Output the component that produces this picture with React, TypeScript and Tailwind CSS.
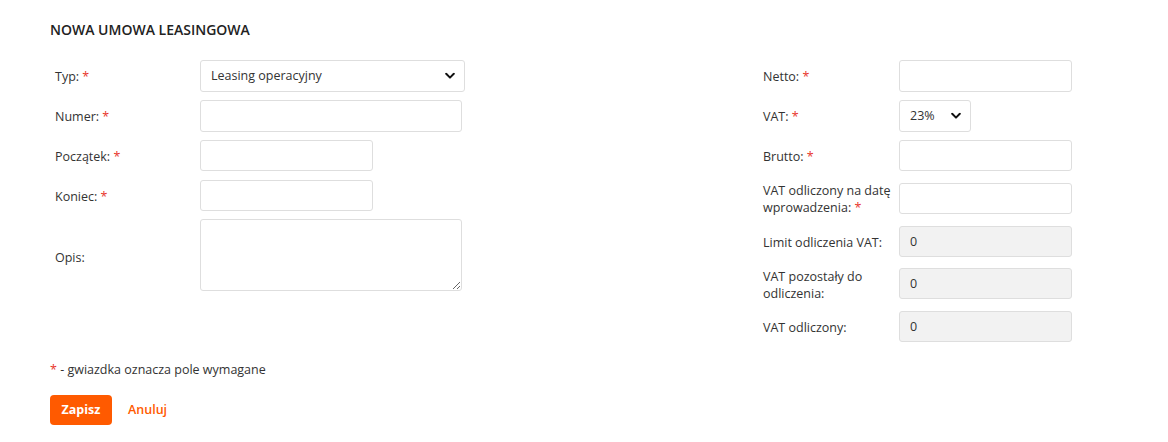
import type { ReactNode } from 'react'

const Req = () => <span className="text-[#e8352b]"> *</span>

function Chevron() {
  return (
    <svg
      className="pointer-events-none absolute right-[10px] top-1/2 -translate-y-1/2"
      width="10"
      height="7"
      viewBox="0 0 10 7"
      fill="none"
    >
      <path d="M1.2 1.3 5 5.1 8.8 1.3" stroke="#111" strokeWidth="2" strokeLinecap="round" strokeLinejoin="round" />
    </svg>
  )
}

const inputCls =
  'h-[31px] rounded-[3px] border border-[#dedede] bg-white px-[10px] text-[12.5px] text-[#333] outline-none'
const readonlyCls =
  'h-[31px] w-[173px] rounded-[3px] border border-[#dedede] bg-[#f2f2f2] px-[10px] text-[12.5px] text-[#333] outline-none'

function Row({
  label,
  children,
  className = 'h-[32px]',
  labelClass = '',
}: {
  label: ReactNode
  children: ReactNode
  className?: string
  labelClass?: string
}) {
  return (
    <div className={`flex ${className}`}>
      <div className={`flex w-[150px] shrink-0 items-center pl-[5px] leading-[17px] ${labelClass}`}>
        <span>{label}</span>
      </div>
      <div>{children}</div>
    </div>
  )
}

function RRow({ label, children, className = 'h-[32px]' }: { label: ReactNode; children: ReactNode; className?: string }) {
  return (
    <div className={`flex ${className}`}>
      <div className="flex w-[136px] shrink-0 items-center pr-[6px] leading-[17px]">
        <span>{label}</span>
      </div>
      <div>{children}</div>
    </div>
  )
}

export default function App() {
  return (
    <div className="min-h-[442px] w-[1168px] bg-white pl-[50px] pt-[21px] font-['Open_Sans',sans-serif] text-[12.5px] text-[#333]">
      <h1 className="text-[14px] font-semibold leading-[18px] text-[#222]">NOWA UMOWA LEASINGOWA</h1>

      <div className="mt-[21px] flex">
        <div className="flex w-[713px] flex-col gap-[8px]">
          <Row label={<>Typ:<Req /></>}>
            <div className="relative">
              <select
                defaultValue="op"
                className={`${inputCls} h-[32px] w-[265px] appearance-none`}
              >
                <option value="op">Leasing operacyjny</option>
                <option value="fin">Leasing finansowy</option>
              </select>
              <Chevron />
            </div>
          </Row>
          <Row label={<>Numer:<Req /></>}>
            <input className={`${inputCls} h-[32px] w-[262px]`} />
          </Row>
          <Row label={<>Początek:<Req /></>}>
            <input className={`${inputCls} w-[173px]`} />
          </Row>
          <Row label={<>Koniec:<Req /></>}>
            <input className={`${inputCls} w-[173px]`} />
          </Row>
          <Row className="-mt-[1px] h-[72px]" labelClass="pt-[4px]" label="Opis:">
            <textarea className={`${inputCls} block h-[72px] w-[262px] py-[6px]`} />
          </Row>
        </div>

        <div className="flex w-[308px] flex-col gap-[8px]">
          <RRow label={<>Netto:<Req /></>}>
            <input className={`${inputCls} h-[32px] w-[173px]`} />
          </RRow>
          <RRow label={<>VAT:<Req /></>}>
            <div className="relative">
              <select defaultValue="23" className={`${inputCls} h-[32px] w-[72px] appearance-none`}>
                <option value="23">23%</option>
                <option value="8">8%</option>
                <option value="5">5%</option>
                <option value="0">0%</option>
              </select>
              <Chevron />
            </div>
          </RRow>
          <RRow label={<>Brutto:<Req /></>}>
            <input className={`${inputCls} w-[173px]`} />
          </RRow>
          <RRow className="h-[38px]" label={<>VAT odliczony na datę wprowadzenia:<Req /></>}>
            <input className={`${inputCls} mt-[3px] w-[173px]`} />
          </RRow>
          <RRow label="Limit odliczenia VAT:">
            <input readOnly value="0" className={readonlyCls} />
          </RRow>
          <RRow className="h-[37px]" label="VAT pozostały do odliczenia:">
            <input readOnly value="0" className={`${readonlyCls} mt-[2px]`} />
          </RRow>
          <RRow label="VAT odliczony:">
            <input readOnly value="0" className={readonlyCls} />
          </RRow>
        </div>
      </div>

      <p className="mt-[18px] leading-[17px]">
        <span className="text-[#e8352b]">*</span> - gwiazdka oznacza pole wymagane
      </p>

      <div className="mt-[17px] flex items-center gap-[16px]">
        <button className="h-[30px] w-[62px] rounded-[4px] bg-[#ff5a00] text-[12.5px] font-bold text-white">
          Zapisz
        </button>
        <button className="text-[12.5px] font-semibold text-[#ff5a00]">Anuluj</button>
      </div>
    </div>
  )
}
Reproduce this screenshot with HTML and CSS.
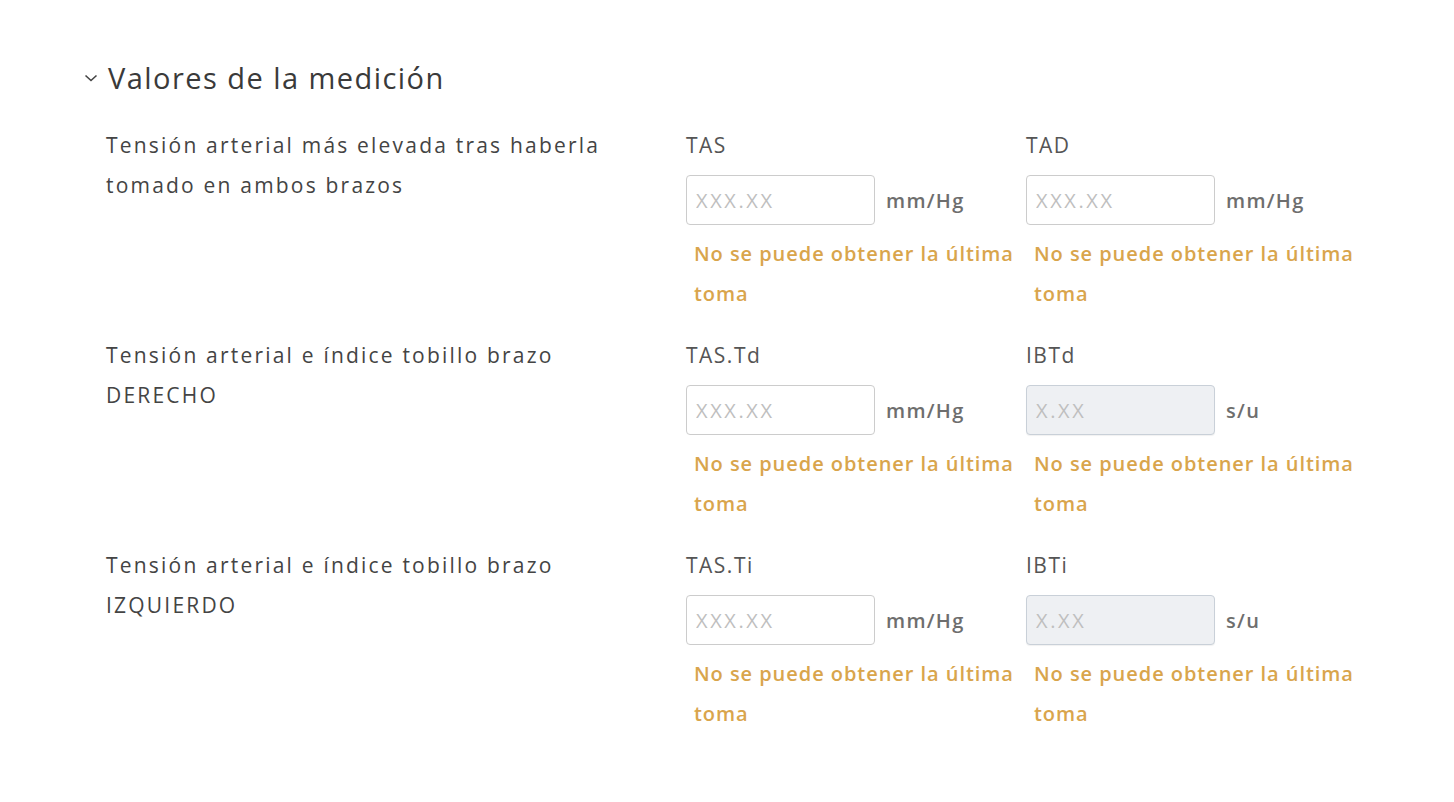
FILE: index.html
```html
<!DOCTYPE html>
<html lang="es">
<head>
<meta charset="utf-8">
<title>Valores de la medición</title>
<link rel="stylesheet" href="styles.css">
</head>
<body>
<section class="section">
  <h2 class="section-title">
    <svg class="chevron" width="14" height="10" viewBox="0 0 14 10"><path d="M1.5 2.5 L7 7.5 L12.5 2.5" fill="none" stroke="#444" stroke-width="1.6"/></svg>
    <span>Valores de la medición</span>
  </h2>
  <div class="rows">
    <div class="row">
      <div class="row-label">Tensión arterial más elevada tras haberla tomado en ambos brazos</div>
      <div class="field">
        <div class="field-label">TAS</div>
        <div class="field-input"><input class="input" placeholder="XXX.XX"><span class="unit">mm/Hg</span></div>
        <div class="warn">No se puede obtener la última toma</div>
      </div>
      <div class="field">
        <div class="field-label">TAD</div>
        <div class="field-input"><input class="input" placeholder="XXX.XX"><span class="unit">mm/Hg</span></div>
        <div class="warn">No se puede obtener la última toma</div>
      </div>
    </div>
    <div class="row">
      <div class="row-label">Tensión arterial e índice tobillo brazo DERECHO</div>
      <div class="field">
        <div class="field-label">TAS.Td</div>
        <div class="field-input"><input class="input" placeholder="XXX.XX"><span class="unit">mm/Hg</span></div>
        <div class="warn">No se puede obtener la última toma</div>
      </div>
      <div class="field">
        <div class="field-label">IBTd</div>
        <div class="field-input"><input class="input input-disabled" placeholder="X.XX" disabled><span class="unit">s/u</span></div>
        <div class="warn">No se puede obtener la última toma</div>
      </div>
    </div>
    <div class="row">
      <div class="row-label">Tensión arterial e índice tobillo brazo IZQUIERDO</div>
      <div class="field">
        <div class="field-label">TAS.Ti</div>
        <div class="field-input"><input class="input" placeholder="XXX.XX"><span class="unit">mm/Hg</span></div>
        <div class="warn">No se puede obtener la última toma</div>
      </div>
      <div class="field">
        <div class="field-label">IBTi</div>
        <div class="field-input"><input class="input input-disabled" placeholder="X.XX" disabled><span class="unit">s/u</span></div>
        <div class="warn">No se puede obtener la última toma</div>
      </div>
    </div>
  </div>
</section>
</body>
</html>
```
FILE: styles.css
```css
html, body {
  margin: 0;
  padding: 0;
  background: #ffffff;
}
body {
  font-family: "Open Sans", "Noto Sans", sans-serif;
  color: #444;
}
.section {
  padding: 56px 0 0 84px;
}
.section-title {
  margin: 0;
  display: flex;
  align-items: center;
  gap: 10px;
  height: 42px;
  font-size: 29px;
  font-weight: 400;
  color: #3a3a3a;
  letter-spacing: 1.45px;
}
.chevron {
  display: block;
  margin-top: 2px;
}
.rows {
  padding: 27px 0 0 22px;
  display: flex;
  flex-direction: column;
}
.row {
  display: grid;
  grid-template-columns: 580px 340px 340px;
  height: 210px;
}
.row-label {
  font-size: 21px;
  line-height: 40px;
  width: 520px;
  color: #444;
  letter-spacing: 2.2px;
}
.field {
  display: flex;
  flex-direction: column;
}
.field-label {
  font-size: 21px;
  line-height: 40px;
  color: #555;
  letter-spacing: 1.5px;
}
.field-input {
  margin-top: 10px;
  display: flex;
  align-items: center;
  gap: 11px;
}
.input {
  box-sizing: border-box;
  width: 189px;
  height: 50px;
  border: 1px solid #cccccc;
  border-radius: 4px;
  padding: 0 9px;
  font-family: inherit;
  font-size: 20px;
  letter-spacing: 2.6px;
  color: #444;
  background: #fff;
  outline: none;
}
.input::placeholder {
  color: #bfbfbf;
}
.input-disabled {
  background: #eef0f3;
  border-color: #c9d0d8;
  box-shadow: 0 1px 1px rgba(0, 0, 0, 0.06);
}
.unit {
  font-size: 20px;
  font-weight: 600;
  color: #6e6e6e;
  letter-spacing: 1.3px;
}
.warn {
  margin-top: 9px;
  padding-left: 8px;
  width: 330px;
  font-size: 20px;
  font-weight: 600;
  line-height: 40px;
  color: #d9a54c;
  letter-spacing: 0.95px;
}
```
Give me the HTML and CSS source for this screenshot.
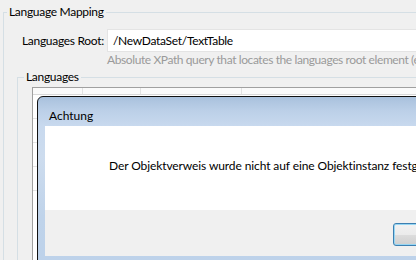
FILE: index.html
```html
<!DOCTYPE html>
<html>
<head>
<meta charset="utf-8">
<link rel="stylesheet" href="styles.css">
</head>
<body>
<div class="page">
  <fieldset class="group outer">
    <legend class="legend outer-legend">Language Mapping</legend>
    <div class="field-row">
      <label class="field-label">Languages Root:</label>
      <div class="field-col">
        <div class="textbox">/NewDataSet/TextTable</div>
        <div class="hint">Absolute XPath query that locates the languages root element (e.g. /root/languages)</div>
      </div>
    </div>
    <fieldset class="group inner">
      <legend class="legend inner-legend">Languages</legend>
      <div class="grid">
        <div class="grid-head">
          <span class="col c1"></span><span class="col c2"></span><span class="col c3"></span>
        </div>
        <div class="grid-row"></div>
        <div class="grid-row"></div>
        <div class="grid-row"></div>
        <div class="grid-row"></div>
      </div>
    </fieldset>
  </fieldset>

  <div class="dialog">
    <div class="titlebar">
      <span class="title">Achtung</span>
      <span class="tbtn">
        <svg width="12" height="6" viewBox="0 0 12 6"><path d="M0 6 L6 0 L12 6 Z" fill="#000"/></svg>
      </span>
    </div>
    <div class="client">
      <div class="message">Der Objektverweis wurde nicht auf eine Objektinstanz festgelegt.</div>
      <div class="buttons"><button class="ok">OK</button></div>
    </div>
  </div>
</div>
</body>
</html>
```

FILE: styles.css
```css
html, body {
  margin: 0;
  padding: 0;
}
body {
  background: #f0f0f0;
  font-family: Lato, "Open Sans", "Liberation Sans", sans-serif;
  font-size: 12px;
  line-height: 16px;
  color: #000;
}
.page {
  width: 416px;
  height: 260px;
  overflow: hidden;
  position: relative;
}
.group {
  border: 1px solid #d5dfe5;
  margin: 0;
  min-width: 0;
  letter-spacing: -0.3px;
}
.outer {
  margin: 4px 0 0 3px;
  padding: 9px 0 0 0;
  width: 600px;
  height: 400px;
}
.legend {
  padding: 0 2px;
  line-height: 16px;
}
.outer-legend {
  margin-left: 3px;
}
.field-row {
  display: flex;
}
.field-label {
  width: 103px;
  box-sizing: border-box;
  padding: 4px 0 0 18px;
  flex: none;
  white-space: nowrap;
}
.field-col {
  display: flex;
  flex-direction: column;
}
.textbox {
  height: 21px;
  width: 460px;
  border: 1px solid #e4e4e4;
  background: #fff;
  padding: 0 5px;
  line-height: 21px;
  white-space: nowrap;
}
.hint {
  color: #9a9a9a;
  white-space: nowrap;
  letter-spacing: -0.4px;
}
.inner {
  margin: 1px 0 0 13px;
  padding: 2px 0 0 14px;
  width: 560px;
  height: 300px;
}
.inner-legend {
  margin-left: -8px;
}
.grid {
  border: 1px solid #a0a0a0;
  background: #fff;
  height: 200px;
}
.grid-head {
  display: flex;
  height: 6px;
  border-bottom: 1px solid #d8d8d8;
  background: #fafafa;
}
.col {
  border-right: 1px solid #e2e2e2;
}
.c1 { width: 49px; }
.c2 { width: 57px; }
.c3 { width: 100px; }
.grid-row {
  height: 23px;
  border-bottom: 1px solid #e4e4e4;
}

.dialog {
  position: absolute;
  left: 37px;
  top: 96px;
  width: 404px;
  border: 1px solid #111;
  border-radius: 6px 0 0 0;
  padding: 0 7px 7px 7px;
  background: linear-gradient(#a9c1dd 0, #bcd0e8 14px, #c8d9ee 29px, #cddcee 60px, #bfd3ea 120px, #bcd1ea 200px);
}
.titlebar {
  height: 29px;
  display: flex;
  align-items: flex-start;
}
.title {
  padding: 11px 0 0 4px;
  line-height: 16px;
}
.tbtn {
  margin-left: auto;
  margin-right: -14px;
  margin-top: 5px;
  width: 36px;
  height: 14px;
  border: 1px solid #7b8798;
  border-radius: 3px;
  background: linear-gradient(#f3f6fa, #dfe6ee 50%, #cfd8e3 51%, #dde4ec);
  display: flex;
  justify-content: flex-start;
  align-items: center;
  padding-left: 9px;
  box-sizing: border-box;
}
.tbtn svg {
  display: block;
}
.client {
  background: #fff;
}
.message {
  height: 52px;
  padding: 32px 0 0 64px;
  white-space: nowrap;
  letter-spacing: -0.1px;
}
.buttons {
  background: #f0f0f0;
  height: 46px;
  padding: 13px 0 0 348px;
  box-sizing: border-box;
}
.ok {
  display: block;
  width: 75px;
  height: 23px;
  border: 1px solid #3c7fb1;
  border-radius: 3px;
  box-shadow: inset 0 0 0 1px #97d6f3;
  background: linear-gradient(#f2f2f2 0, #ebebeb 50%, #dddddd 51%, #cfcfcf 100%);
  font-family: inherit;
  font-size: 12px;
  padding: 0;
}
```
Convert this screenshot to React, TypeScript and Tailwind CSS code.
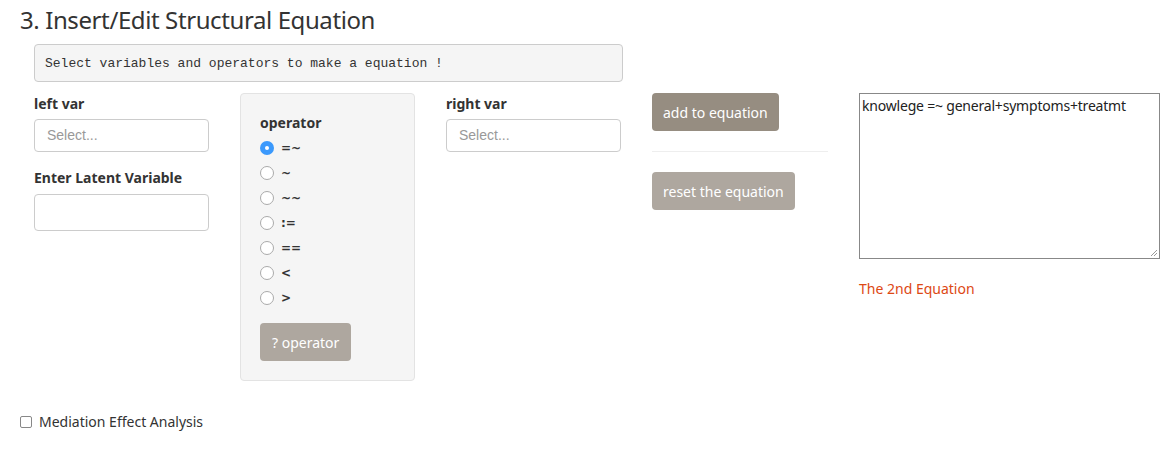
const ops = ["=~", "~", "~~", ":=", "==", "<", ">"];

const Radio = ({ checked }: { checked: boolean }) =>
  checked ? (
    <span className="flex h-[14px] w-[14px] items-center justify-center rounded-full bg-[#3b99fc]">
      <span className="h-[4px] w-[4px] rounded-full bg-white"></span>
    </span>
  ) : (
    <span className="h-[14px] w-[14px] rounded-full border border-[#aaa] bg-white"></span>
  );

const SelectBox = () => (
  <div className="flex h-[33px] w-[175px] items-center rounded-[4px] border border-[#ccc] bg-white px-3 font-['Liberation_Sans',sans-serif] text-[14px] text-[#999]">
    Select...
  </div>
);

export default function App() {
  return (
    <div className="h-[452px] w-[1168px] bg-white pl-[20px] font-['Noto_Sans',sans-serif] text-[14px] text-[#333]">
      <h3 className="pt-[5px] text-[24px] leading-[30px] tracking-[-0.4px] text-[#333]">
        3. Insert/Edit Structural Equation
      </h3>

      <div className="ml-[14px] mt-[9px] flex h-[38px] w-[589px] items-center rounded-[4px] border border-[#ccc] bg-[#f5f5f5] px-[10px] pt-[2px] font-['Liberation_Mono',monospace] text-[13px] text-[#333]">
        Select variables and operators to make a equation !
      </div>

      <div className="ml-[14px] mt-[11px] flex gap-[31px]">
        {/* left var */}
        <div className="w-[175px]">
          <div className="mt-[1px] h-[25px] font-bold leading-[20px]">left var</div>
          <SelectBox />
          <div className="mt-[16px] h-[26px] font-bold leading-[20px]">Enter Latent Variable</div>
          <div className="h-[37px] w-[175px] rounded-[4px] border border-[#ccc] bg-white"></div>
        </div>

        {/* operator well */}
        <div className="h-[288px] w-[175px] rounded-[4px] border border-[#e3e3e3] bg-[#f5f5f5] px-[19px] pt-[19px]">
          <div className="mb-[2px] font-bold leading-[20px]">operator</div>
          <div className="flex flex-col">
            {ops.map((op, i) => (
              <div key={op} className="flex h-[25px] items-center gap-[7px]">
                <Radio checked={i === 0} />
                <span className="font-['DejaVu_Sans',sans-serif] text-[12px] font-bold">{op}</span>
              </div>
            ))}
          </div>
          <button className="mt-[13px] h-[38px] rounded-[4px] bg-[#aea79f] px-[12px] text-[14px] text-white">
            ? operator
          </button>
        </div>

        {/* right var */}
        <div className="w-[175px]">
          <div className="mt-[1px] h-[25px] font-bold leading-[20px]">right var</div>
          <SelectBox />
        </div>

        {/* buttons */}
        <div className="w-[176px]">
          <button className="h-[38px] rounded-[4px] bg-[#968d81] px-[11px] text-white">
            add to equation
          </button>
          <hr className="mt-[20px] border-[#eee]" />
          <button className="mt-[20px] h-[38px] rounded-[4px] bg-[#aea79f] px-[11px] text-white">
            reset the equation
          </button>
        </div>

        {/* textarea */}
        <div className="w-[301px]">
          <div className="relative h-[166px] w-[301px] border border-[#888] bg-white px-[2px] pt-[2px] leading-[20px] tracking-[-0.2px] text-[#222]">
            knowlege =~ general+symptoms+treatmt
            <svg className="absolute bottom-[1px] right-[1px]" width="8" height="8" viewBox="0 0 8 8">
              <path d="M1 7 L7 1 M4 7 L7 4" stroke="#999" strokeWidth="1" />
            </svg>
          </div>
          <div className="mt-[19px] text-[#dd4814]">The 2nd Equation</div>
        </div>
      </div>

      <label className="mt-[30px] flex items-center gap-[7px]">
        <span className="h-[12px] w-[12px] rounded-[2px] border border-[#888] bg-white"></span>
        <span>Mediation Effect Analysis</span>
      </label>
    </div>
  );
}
···
» **TASK PROMPT**
Using the material above, work out how many lines contain the string "Tailwind". Give that number alone.

» **RESULT**
2